The general procedure is to collect data on a portable microcomputer using a word processing program, then transmit the dataset to a desktop microcomputer for printing, and storage on disks. Subsequently, the data may be analyzed using either a statistical program on the microcomputer, or by transmitting it to a mainframe computer for analysis using programs such as the Statistical Analysis System (SAS Institute, Cary, North Carolina).
Equipment. The data collection system that I use consists of a Tandy 200 portable microcomputer and an Apple Macintosh Plus desktop microcomputer. The Model 100 portable microcomputer is slightly smaller and lighter, and also less expensive, but the Tandy 200 has a larger screen and better keys for cursor control (used frequently during data collection). Accessories useful to have are an external, rechargeable battery for the Tandy 200 (to increase the time that one can go without replacing or recharging the internal AA size batteries), and 2 extra banks of random access memory for a total of 72 kilobytes. The Macintosh system includes a second disk drive, an Imagewriter II printer, MacWrite version 2.2 (the new 4.5 version is not as easy to use for documents that are handled as text only) word processing program, and Red Ryder 7.0 communications program.

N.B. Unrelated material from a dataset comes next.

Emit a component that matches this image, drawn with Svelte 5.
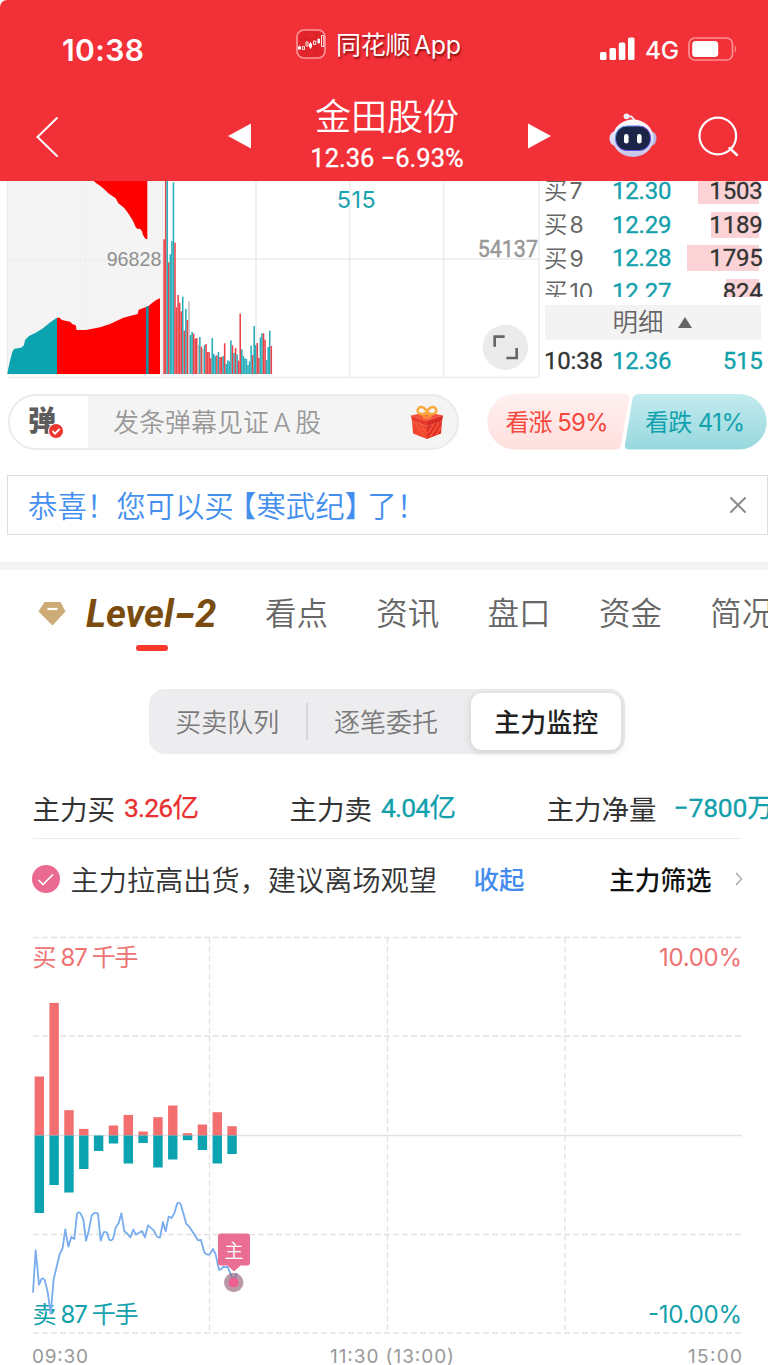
<script>
  /** 个股详情页：分时量、盘口、Level-2 主力监控 */

  const orders = [
    { name: '7', price: '12.30', vol: '1503', bar: 61 },
    { name: '8', price: '12.29', vol: '1189', bar: 48 },
    { name: '9', price: '12.28', vol: '1795', bar: 72 },
    { name: '10', price: '12.27', vol: '824', bar: 33 },
  ];

  const tabs = ['看点', '资讯', '盘口', '资金', '简况'];

  // colour letter + top of the bar, one entry per minute
  const ticks = (
    'r193 r18 t18 r262 t238 t198 t22 r203 r397 r360 r383 r409 t365 r467 t401 r435 g379 t480 t471 r476 ' +
    'r491 r489 g510 t486 r515 g522 t510 r507 r531 r531 r550 t489 t537 t543 r541 t531 r546 r546 t543 r505 ' +
    't567 t556 t559 t496 r511 t534 r519 t538 r557 r416 t523 t543 t550 t552 t570 t559 t512 r540 t453 t510 ' +
    'r504 r549 t487 t475 r475 r494 t555 t516 t467 r513'
  )
    .split(' ')
    .map((s, i) => ({ kind: s[0], top: Number(s.slice(1)), x: 490 + i * 4.66 }));

  const buys = [59, 132.6, 25.3, 6.6, 0, 10, 20.6, 4, 18.3, 30, 2.3, 11, 23.3, 9.3];
  const sells = [77.5, 49.5, 57, 33.5, 15.5, 8, 28, 7.5, 32, 24, 4.7, 14.5, 28, 18.5];
  const ZERO = 205.5;
</script>

<div class="page">
  <header class="header">
    <div class="status">
      <span class="clock">10:38</span>
      <div class="brand">
        <svg width="30" height="30" viewBox="0 0 30 30">
          <rect x="1" y="1" width="28" height="28" rx="7" fill="#e3242b" stroke="#fb9a9c" stroke-width="1.6" />
          <path d="M10 2v26M20 2v26M2 10h26" stroke="#cf1f27" stroke-width=".6" />
          <path d="M2 17.500h3v3H2zM13 14.500h3v4h-3zM21.500 10h2.500v4h-2.500z" fill="#fff" />
          <path
            d="M6.500 17.500h2v3h-2zM10 13h2v4h-2zM17.500 12h2.300v3.500h-2.300zM25.500 6.500h2.300v11h-2.300z"
            fill="none"
            stroke="#fff"
            stroke-width=".9"
          />
          <path d="M3.500 16.500v1M14.500 13v7M22.800 9v6" stroke="#fff" stroke-width=".8" />
        </svg>
        <span>同花顺 App</span>
      </div>
      <div class="signal">
        <svg width="35" height="24" viewBox="0 0 35 24">
          <g fill="#fff">
            <rect x="0" y="15" width="6.500" height="8" rx="1.500" />
            <rect x="9.500" y="11" width="6.500" height="12" rx="1.500" />
            <rect x="18.800" y="5.500" width="6.500" height="17.500" rx="1.500" />
            <rect x="28" y="0.500" width="6.500" height="22.500" rx="1.500" />
          </g>
        </svg>
        <span class="net">4G</span>
        <svg width="50" height="24" viewBox="0 0 50 24">
          <rect x="1" y="1" width="43.500" height="22" rx="6" fill="none" stroke="#fa9093" stroke-width="1.700" />
          <rect x="4.200" y="4" width="26" height="16" rx="3.500" fill="#fff" />
          <path d="M46.800 8.500q3 3.500 0 7z" fill="#fa9093" />
        </svg>
      </div>
    </div>

    <div class="nav">
      <svg class="back" width="24" height="42" viewBox="0 0 24 42">
        <path d="M22 2 2.500 21 22 40" fill="none" stroke="#fff" stroke-width="2" stroke-linecap="round" />
      </svg>
      <svg class="prev" width="23" height="26" viewBox="0 0 23 26"><path d="M0 13 23 .5v25z" fill="#fff" /></svg>
      <div class="title">
        <h1>金田股份</h1>
        <p class="num">12.36 −6.93%</p>
      </div>
      <svg class="next" width="23" height="26" viewBox="0 0 23 26"><path d="M23 13 0 .5v25z" fill="#fff" /></svg>
      <svg class="robot" width="48" height="45" viewBox="0 0 48 45">
        <defs>
          <linearGradient id="shell" x1="0" y1="0" x2="0" y2="1">
            <stop offset="0" stop-color="#fff" />
            <stop offset="1" stop-color="#c4c3e8" />
          </linearGradient>
          <linearGradient id="rim" x1="0" y1="0" x2="1" y2="1">
            <stop offset="0" stop-color="#49b6f0" />
            <stop offset=".5" stop-color="#8a4af0" />
            <stop offset="1" stop-color="#3c50d8" />
          </linearGradient>
        </defs>
        <path d="M17.500 3.500Q24 2 25.500 8" fill="none" stroke="#e9e9f8" stroke-width="2" />
        <circle cx="17.500" cy="3.300" r="2.900" fill="#f1f1fb" />
        <ellipse cx="5.500" cy="25.500" rx="5" ry="7" fill="#dcdcf3" />
        <ellipse cx="42.500" cy="25.500" rx="5" ry="7" fill="#b9b8e4" />
        <ellipse cx="24" cy="25.300" rx="20.500" ry="18.700" fill="url(#shell)" />
        <rect x="6.500" y="13" width="35" height="24.500" rx="11.500" fill="#1b2548" stroke="url(#rim)" stroke-width="1" />
        <rect x="15" y="21" width="4.600" height="9.500" rx="2.300" fill="#fff" />
        <rect x="28" y="21" width="4.600" height="9.500" rx="2.300" fill="#fff" />
      </svg>
      <svg class="search" width="42" height="42" viewBox="0 0 42 42">
        <circle cx="19.800" cy="21" r="18.300" fill="none" stroke="#fff" stroke-width="2.200" />
        <path d="m31.500 33 7.500 7" stroke="#fff" stroke-width="2.400" stroke-linecap="round" />
      </svg>
    </div>
  </header>

  <section class="quote">
    <!-- three drawing units to one pixel -->
    <svg class="ticks" width="540" height="197" viewBox="0 18 1620 591">
      <rect x="22" y="18" width="466" height="582" fill="#f4f4f4" />
      <g class="grid">
        <path d="M488 18V607M768 18V607M1049 18V607M1331 18V607M1617 18V607M488 252H1617M22 607H1617M22 18V600" />
        <path d="M22 254H488M256 18V600" stroke-dasharray="6 6" />
      </g>
      <path
        class="r"
        d="M281 18 291 26 300 32 312 42 325 55 338 64 347 70 355 85 372 98 384 114 398 136 408 158 414 162 420 161 426 169 429 180 436 191 442 193V18z"
      />
      <path class="t" d="M22 597l3-17 5-22 7-28 6-9 20-3 9-7 3-16 12-12 20-10 22-13 20-17 20-14 2 0V597z" />
      <path
        class="r"
        d="M171 428h8l7 7 24 5 8 8 9 3 3 14h28l42-8 30-10 40-19 43-11 3-13 29-10 12-11 13-9 10-4V597H171z"
      />
      <rect x="438" y="394" width="8" height="203" fill="#1c8f9c" />
      <g opacity=".88">
        {#each ticks as tick}
          <rect class={tick.kind} x={tick.x} y={tick.top} width="4.700" height={597 - tick.top} />
        {/each}
      </g>
      <text x="484" y="274" text-anchor="end" class="axis" textLength="164">96828</text>
      <text x="1614" y="247" text-anchor="end" class="axis din" textLength="181" lengthAdjust="spacingAndGlyphs">54137</text>
      <text x="1010" y="99" class="now" textLength="117">515</text>
      <circle cx="1516" cy="517" r="68" fill="#ebebeb" />
      <path d="M1484 515V485H1514M1519 549H1550V519" fill="none" stroke="#666" stroke-width="8" />
    </svg>

    <div class="book">
      <div class="orders">
        {#each orders as order}
          <div class="order">
            <span class="side">买<i>{order.name}</i></span>
            <span class="price num">{order.price}</span>
            <span class="vol num">{order.vol}</span>
            <span class="depth" style:width="{order.bar}px"></span>
          </div>
        {/each}
      </div>
      <div class="detail">明细 <svg width="14" height="11" viewBox="0 0 14 11"><path d="M7 0l7 11H0z" fill="#666" /></svg></div>
      <div class="order deal">
        <span class="time num">10:38</span>
        <span class="price num">12.36</span>
        <span class="vol num">515</span>
      </div>
    </div>
  </section>

  <section class="danmu">
    <div class="input">
      <div class="switch">
        <span>弹</span>
        <svg width="16" height="16" viewBox="0 0 16 16">
          <circle cx="8" cy="8" r="7.500" fill="#ee3630" stroke="#fff" />
          <path d="m4.500 8 2.600 2.600 4.600-4.800" fill="none" stroke="#fff" stroke-width="1.800" />
        </svg>
      </div>
      <span class="hint">发条弹幕见证 A 股</span>
      <svg class="gift" width="34" height="36" viewBox="0 0 34 36">
        <path d="M1 11.500 17 8l16 3.500L17 17z" fill="#f4513c" />
        <path d="M10 9.500h4.500l2.500 2.500 3-2.500h4L20 15h-6z" fill="#ff9a40" opacity=".7" />
        <path d="M17 9.500C11 11 6 9 8 5c3-5 9 0 9 4.500zM17 9.500c6 1.500 11-.5 9-4.500-3-5-9 0-9 4.500z" fill="none" stroke="#f9a93c" stroke-width="2.500" />
        <path d="m1 11.500 16 5.500v5L2 17z" fill="#e93a2b" />
        <path d="m33 11.500-16 5.500v5l15-5z" fill="#d92a20" />
        <path d="M2 17 17 22v13L3 29.500z" fill="#f0452f" />
        <path d="M32 17 17 22v13l14-5.500z" fill="#e03124" />
        <path d="m5 19 9 13M10 20l7 10M20 33l9-14M18 29l6-9M26 31l5-8" stroke="#f86245" stroke-width="1.100" />
      </svg>
    </div>
    <svg class="votes" width="281" height="56" viewBox="0 0 281 56">
      <defs>
        <linearGradient id="up" x1="0" y1="0" x2="0" y2="1">
          <stop offset="0" stop-color="#fff0f0" />
          <stop offset="1" stop-color="#fee0de" />
        </linearGradient>
        <linearGradient id="down" x1="0" y1="0" x2="0" y2="1">
          <stop offset="0" stop-color="#c2ebef" />
          <stop offset="1" stop-color="#98d8de" />
        </linearGradient>
      </defs>
      <path d="M28 0H138q5 0 4 5l-8 46q-1 4.500-5 4.500H28A27.700 27.700 0 0 1 28 0z" fill="url(#up)" />
      <path d="M152 0H252A27.700 27.700 0 0 1 252 55.500H142q-5 0-4-5l7.500-46Q146.500 0 152 0z" fill="url(#down)" />
      <text x="18.500" y="37" fill="#f6483e" textLength="103">看涨 59%</text>
      <text x="158" y="37" fill="#12a2ae" textLength="100">看跌 41%</text>
    </svg>
  </section>

  <div class="notice">
    <p>恭喜！您可以买<span class="open">【</span>寒武纪<span class="shut">】</span>了！</p>
    <svg width="18" height="18" viewBox="0 0 18 18"><path d="M2 2l14 14M16 2 2 16" stroke="#8a8a8a" stroke-width="2" stroke-linecap="round" /></svg>
  </div>

  <div class="gap"></div>

  <nav class="tabs">
    <svg width="30" height="26" viewBox="0 0 30 26">
      <path d="M7.500 1h16L28.500 10.500 15.500 24.500 1.500 10.500z" fill="#cdab77" />
      <path d="M10.500 8h10" stroke="#fff" stroke-width="2.200" />
    </svg>
    <span class="level">Level<b>-</b>2</span>
    {#each tabs as tab}
      <span class="tab">{tab}</span>
    {/each}
  </nav>

  <div class="segment">
    <span class="item">买卖队列</span>
    <span class="line"></span>
    <span class="item second">逐笔委托</span>
    <span class="item active">主力监控</span>
  </div>

  <div class="stats">
    <span>主力买</span><b class="num up">3.26<i>亿</i></b>
    <span>主力卖</span><b class="num down">4.04<i>亿</i></b>
    <span>主力净量</span><b class="num down net-value">−7800<i>万</i></b>
  </div>

  <div class="advice">
    <svg width="28" height="28" viewBox="0 0 28 28">
      <circle cx="14" cy="14" r="14" fill="#ea6a92" />
      <path d="m6.500 15 4.500 4.500 10-10" fill="none" stroke="#fff" stroke-width="1.700" />
    </svg>
    <p>主力拉高出货，建议离场观望</p>
    <a href="#fold">收起</a>
    <span class="filter">主力筛选</span>
    <svg width="8" height="14" viewBox="0 0 8 14"><path d="m1 1 5.500 6L1 13" fill="none" stroke="#a8a8a8" stroke-width="1.400" /></svg>
  </div>

  <svg class="monitor" width="768" height="435" viewBox="0 0 768 435">
    <g class="guide">
      <path d="M33 7.500H742M33 106H742M33 304.500H742M33 403H742" stroke-dasharray="6 3" />
      <path d="M209.500 7.500V403M387.500 7.500V403M565 7.500V403" stroke-dasharray="6 3" />
      <path d="M33 205.500H742" />
    </g>
    {#each buys as up, i}
      <rect x={34.6 + i * 14.83} y={ZERO - up} width="9.400" height={up} fill="#f36e6f" />
      <rect x={34.6 + i * 14.83} y={ZERO} width="9.400" height={sells[i]} fill="#0ca3b1" />
    {/each}
    <g class="labels">
      <text x="32.500" y="36" fill="#ee7373" textLength="106">买 87 千手</text>
      <text x="742" y="36" fill="#ee7373" text-anchor="end" textLength="83">10.00%</text>
      <text x="32.500" y="393" fill="#12a0ac" textLength="106">卖 87 千手</text>
      <text x="742" y="393" fill="#12a0ac" text-anchor="end" textLength="94">-10.00%</text>
    </g>
    <path
      transform="translate(20 200) scale(.3333)"
      d="M39 488 47 361 57 464 65 446Q69 443 74 450L83 486 92 551 101 448 119 373 128 354 136 298 145 350 154 321 163 327 171 252Q177 243 182 251L190 268 198 332 206 303 215 257Q226 244 234 251L242 332 251 307Q258 303 262 310L267 328Q273 334 279 327L287 293 296 279 304 250 313 304 322 311 331 322 340 299 348 314 366 303 375 322 384 286 401 301 411 320Q416 324 420 322L429 276 437 304 446 260 455 264 463 250 472 220Q478 214 483 225L499 282 508 290 534 331 543 330 553 367Q562 377 569 373L579 357 587 373 597 419Q602 421 609 411L623 411 632 432 641 454 650 430"
      fill="none"
      stroke="#79adee"
      stroke-width="5.500"
      stroke-linejoin="round"
    />
    <circle cx="233.700" cy="352.500" r="9.700" fill="#8e5a72" opacity=".62" />
    <circle cx="233.700" cy="352.500" r="5" fill="#ee5f8e" />
    <path d="M221 303.500h26q3 0 3 3v26q0 3-3 3h-6.500l-6.500 6-6.500-6H221q-3 0-3-3v-26q0-3 3-3z" fill="#ea6e94" />
    <text x="234" y="327.500" class="pin" text-anchor="middle">主</text>
    <g class="hours">
      <text x="32" y="433" textLength="56">09:30</text>
      <text x="392" y="433" text-anchor="middle" textLength="124">11:30 (13:00)</text>
      <text x="742" y="433" text-anchor="end" textLength="54">15:00</text>
    </g>
  </svg>
</div>

<style>
  :global(body) {
    background: #fff;
  }

  .page {
    width: 768px;
    height: 1365px;
    overflow: hidden;
    color: #333;
    background: #fff;
    font-family: Inter, 'Noto Sans CJK SC', sans-serif;
    font-weight: 350;
  }

  .page svg {
    display: block;
    flex: none;
  }

  .num {
    font-family: Roboto, 'Noto Sans CJK SC', sans-serif;
    font-weight: 400;
    -webkit-text-stroke: 0.3px currentColor;
  }

  .header {
    height: 181px;
    background: #f23038;
    border-top-left-radius: 7px;
    color: #fff;
  }

  .status {
    display: flex;
    align-items: center;
    height: 90px;
    padding: 8px 30px 0 62px;
    box-sizing: border-box;
  }

  .clock {
    width: 234px;
    padding-top: 1px;
    font-size: 30px;
    font-weight: 600;
    letter-spacing: 0.4px;
  }

  .brand {
    display: flex;
    align-items: center;
    gap: 10px;
    width: 304px;
    margin-top: -8px;
    font-size: 25px;
    font-weight: 400;
    line-height: 30px;
    white-space: nowrap;
    text-shadow: 1px 2px 2px rgba(90, 0, 0, 0.7);
  }

  .brand svg {
    position: relative;
    top: -1px;
  }

  .brand span {
    word-spacing: -3px;
    letter-spacing: -0.3px;
  }

  .signal {
    display: flex;
    align-items: center;
  }

  .net {
    width: 43px;
    padding: 2px 0 0 10px;
    font-size: 24.5px;
    font-weight: 500;
    line-height: 24px;
    letter-spacing: -0.3px;
  }

  .nav {
    display: flex;
    align-items: center;
    height: 91px;
    padding-left: 35px;
  }

  .back {
    margin-top: 3px;
  }

  .prev {
    margin-left: 169px;
  }

  .title {
    width: 277px;
    padding-right: 5px;
    box-sizing: border-box;
    text-align: center;
    line-height: 1;
  }

  .title h1 {
    margin: 0 0 6px;
    font-size: 36px;
    font-weight: 350;
    line-height: 40px;
  }

  .title p {
    margin: 0 0 1px;
    font-size: 25.5px;
    line-height: 30px;
  }

  .robot {
    margin-left: 58px;
  }

  .search {
    margin-left: 41px;
  }

  .quote {
    display: flex;
    height: 197px;
  }

  .grid {
    fill: none;
    stroke: #ebebeb;
    stroke-width: 4;
  }

  .r {
    fill: #ff0000;
  }

  .t {
    fill: #0ca3b1;
  }

  .g {
    fill: #b5b5b5;
  }

  g > .r {
    fill: #ea2a30;
  }

  .axis {
    font-family: 'Liberation Sans', sans-serif;
    font-size: 59px;
    fill: #8e8e8e;
  }

  .axis.din {
    font-family: Roboto, sans-serif;
    font-size: 70px;
    font-weight: 400;
    fill: #999;
    stroke: #999;
    stroke-width: 1.5;
  }

  .now {
    font-size: 70px;
    font-weight: 400;
    fill: #18a3b0;
  }

  .book {
    width: 228px;
    font-family: Roboto, 'Noto Sans CJK SC', sans-serif;
  }

  .orders {
    height: 115.5px;
    overflow: hidden;
  }

  .order {
    position: relative;
    display: flex;
    align-items: center;
    height: 33.7px;
    padding: 0 5.5px 0 4px;
    font-size: 24px;
  }

  .orders .order:first-child {
    margin-top: -7px;
  }

  .order span {
    position: relative;
    z-index: 1;
  }

  .order .num {
    letter-spacing: -0.2px;
  }

  .side {
    width: 68px;
    margin-top: -3px;
    font-size: 23.5px;
    color: #666;
    white-space: nowrap;
  }

  .side i {
    margin-left: 2px;
    font-style: normal;
    font-family: Inter, sans-serif;
    font-size: 23px;
    font-weight: 400;
  }

  .price {
    color: #12a0ac;
  }

  .vol {
    margin-left: auto;
  }

  .order .depth {
    position: absolute;
    z-index: 0;
    right: 9px;
    top: 4px;
    height: 26px;
    background: #fbd3d6;
  }

  .detail {
    display: flex;
    align-items: center;
    justify-content: center;
    gap: 14px;
    height: 35px;
    margin: 8.5px 7px 0 5px;
    padding-right: 2px;
    background: #f3f3f3;
    color: #666;
    font-size: 25.5px;
    line-height: 35px;
  }

  .deal {
    height: 42px;
  }

  .time {
    width: 68px;
  }

  .deal .vol {
    color: #12a0ac;
  }

  .danmu {
    display: flex;
    gap: 28px;
    margin: 16px 0 0 8px;
    height: 56px;
  }

  .input {
    display: flex;
    align-items: center;
    width: 451px;
    box-sizing: border-box;
    border: 2px solid #ebebeb;
    border-radius: 28px;
    background: #f4f4f4;
    overflow: hidden;
  }

  .switch {
    position: relative;
    width: 78px;
    height: 100%;
    box-sizing: border-box;
    padding: 8px 0 0 18px;
    background: #fff;
    color: #5c5c5c;
    font-size: 28px;
    font-weight: 800;
    line-height: 34px;
  }

  .switch svg {
    position: absolute;
    left: 38px;
    top: 27px;
  }

  .hint {
    width: 297px;
    margin-top: -3px;
    padding-left: 25px;
    color: #999;
    font-size: 26px;
    word-spacing: -3px;
  }

  .gift {
    margin-top: -1px;
  }

  .votes text {
    font-size: 24px;
    font-weight: 400;
  }

  .notice {
    display: flex;
    align-items: center;
    justify-content: space-between;
    height: 60px;
    margin: 25px 0 0 7px;
    padding: 0 20px;
    box-sizing: border-box;
    border: 1.5px solid #ddd;
    color: #448fee;
    font-size: 29.4px;
  }

  .notice p {
    margin: -3px 0 0;
    white-space: nowrap;
  }

  .open,
  .shut {
    font-feature-settings: 'halt' 1;
  }

  .open {
    margin-left: 8px;
  }

  .shut {
    margin-right: 8px;
  }

  .gap {
    height: 8px;
    margin-top: 27px;
    background: #f4f4f4;
  }

  .tabs {
    display: flex;
    align-items: center;
    height: 88px;
    padding-left: 37px;
    white-space: nowrap;
  }

  .level {
    position: relative;
    flex: none;
    width: 179px;
    padding-left: 19px;
    font-family: Roboto, sans-serif;
    font-size: 38px;
    font-style: italic;
    font-weight: 700;
    line-height: 44px;
    color: #7b4c10;
  }

  .level::after {
    content: '';
    position: absolute;
    left: 69px;
    bottom: -15px;
    width: 32px;
    height: 6px;
    border-radius: 3px;
    background: #fa392d;
  }

  .level b {
    display: inline-block;
    margin: 0 2px 0 3px;
    transform: scaleX(1.5);
  }

  .tab {
    flex: none;
    width: 111.3px;
    font-size: 31.5px;
    line-height: 44px;
    color: #666;
  }

  .segment {
    display: flex;
    align-items: center;
    width: 476px;
    height: 65px;
    margin: 31px 0 0 149px;
    padding: 4px;
    box-sizing: border-box;
    border-radius: 16px;
    background: #ededf0;
    font-size: 26px;
    color: #7a7a7a;
  }

  .item {
    width: 149px;
    margin-top: -2px;
    padding-right: 4px;
    text-align: center;
  }

  .second {
    width: 157px;
    padding-right: 7px;
  }

  .item.active {
    width: 150px;
    height: 57px;
    margin: 0;
    padding: 0;
    border-radius: 11px;
    background: #fff;
    box-shadow: 0 2px 8px rgba(0, 0, 0, 0.14);
    color: #222;
    font-weight: 500;
    line-height: 60px;
  }

  .line {
    width: 2px;
    height: 37px;
    background: #d4d4d9;
  }

  .stats {
    display: flex;
    align-items: center;
    height: 60px;
    margin: 24px 26px 0 32.5px;
    border-bottom: 1.5px solid #ebebeb;
    font-size: 27.5px;
    font-weight: 400;
    white-space: nowrap;
  }

  .stats b {
    width: 165.5px;
    margin-top: -5px;
    padding-left: 9px;
    flex: none;
    font-size: 26.5px;
    letter-spacing: -0.8px;
  }

  .stats b i {
    font-style: normal;
    letter-spacing: 0;
  }

  .stats .net-value {
    width: 60px;
    padding-left: 17px;
    letter-spacing: -0.2px;
  }

  .up {
    color: #e93030;
  }

  .down {
    color: #12a0ac;
  }

  .advice {
    display: flex;
    align-items: center;
    height: 80px;
    padding: 0 25px 0 32px;
    font-size: 28.2px;
    white-space: nowrap;
  }

  .advice p {
    width: 403.5px;
    margin: -1px 0 0 10.5px;
  }

  .advice a {
    width: 136px;
    margin-top: -3px;
    color: #438cee;
    font-size: 25.5px;
    font-weight: 500;
    text-decoration: none;
  }

  .filter {
    width: 126px;
    margin-top: -2px;
    font-size: 25.6px;
    font-weight: 500;
    color: #111;
  }

  .monitor {
    margin-top: 11px;
  }

  .guide {
    fill: none;
    stroke: #e2e2e2;
    stroke-width: 1.3;
  }

  .labels text {
    font-size: 24px;
    font-weight: 400;
  }

  .pin {
    font-size: 19px;
    fill: #fff;
  }

  .hours text {
    font-size: 19px;
    font-weight: 400;
    fill: #999;
  }
</style>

The procedure for data collection is similar to the old method, but is faster and easier since the data is not transcribed from paper to computer, saving additional time spent previously in proofreading.
Procedure. The system we used until 1984 involved paper data sheets which were held in binders until needed (Fig. 1). Data sheets were transferred to a clipboard for data collection, then photocopies and given to data entry services to type into a file on the mainframe computer used for data analysis. The data was then printed for checking against the original and mistakes corrected. Finally, the data was printed, analyzed using a SAS program, and the output used to write a report.
The new system involving electronic data collection was tested in 1983 and 1984 with 2 data collectors (a Datamyte 100 and a Tandy 100) to evaluate the performance under field conditions which included exposure to rain, dust and physical abuse. In 1985, the present system was used exclusively with no backup data sheets since we felt that the problems with the system had been mostly solved.
The new system involves writing blank data sheets on the desktop computer and transferring the data sheets to the portable computer the day before needed. After collecting the data, it was transferred back to the desktop computer, and stored and printed. When all of the data was collected for an experiment, the data was combined with a SAS program and sent to the mainframe computer for analysis. The results were then transferred from mainframe to desktop computer in a form that was nearly ready for publication.
Example Session. The portable microcomputer used for data collection (the Tandy 200) has a screen that is 40 columns wide. Therefore, the data sheet is limited to 39 columns of text (leaving the last column in each line for the carriage return). That is usually sufficient for the data we collect during one session.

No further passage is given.